Page 2 - > Germane cognitive load – This is the on-task mental ‘load’ or activity during learning. This can and should be influenced by the instructional designer. If one defines learning as schema acquisition and building, the ‘germane’ cognitive load is that which contributes to such schema acquisition, and the ‘extraneous’ cognitive load is that which does not.

Page 2 - > As soon as I first read about germane cognitive load (good) in 1998 vs. extraneous cognitive load (bad), cognitive load theory became unfalsifiable in my opinion. You can justify any experimental result after the fact by labeling stuff that hurts performance as extraneous and the stuff that didn’t as germane.

Page 3 - > So is cognitive load theory a failure or wrong? Is that important? Like I said, the question is a joke. From one perspective Newton’s laws are wrong and were superseded by Einstein’s theories, but of course Newton’s laws are still quite useful and correct enough for everyday scenarios. The more important question is whether a theory is useful, or is there a better, more useful theory.
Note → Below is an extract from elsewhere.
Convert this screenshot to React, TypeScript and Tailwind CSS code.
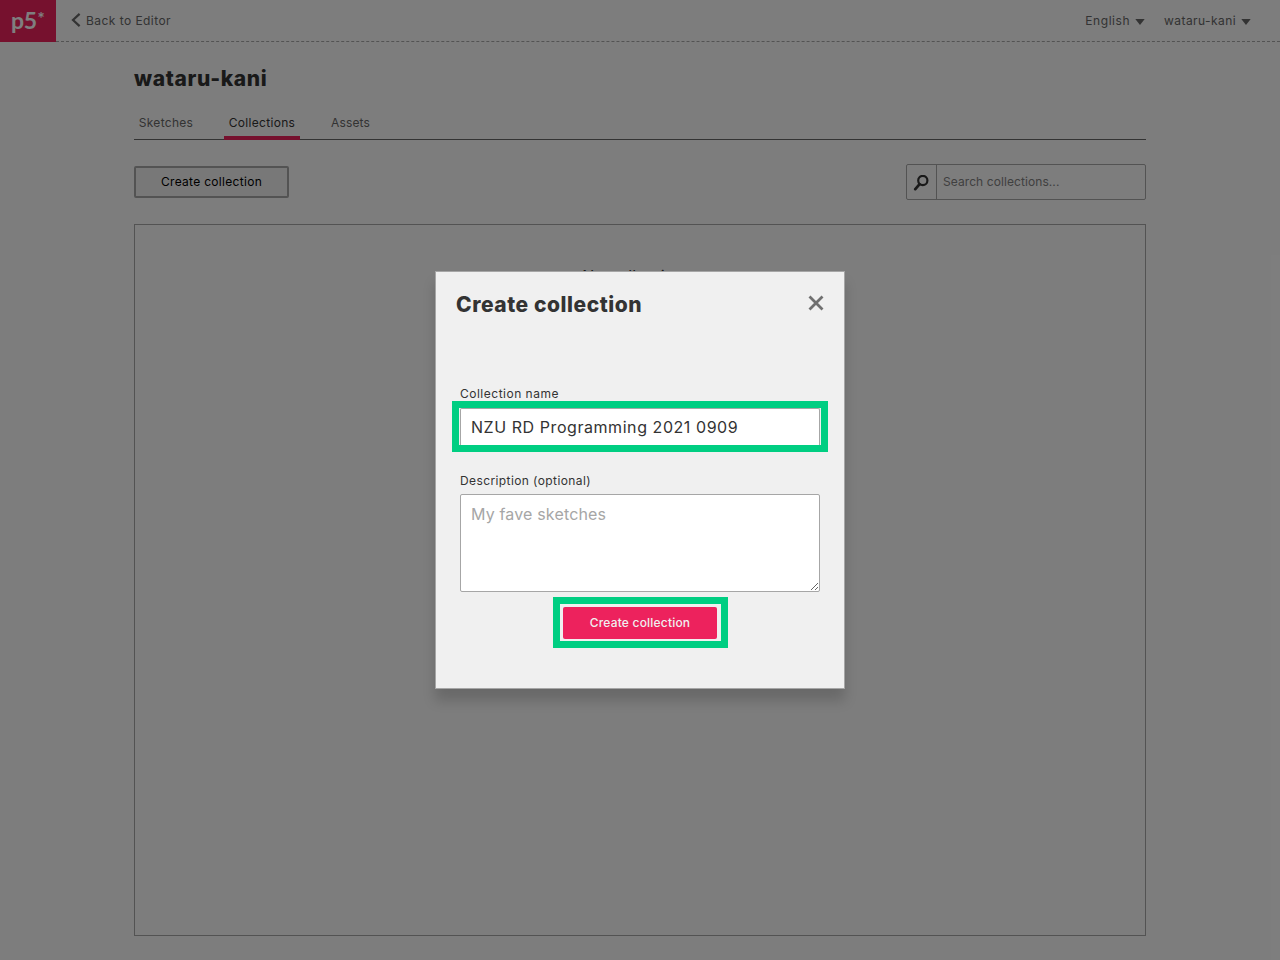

Page 4 - > I believe an area of future interest should be in exploring how post-cognitive theories may provide more useful explanations for some of the phenomena uncovered by cognitive load theory research. Kaptelinin and Nardi describe some post-cognitive theories in chapter 9 of their book Acting with Technology. Unfortunately, chapter 9 was taken down from the First Monday site for some reason. But the four theories they compare include activity theory, phenomenology, distributed cognition, and actor network theory.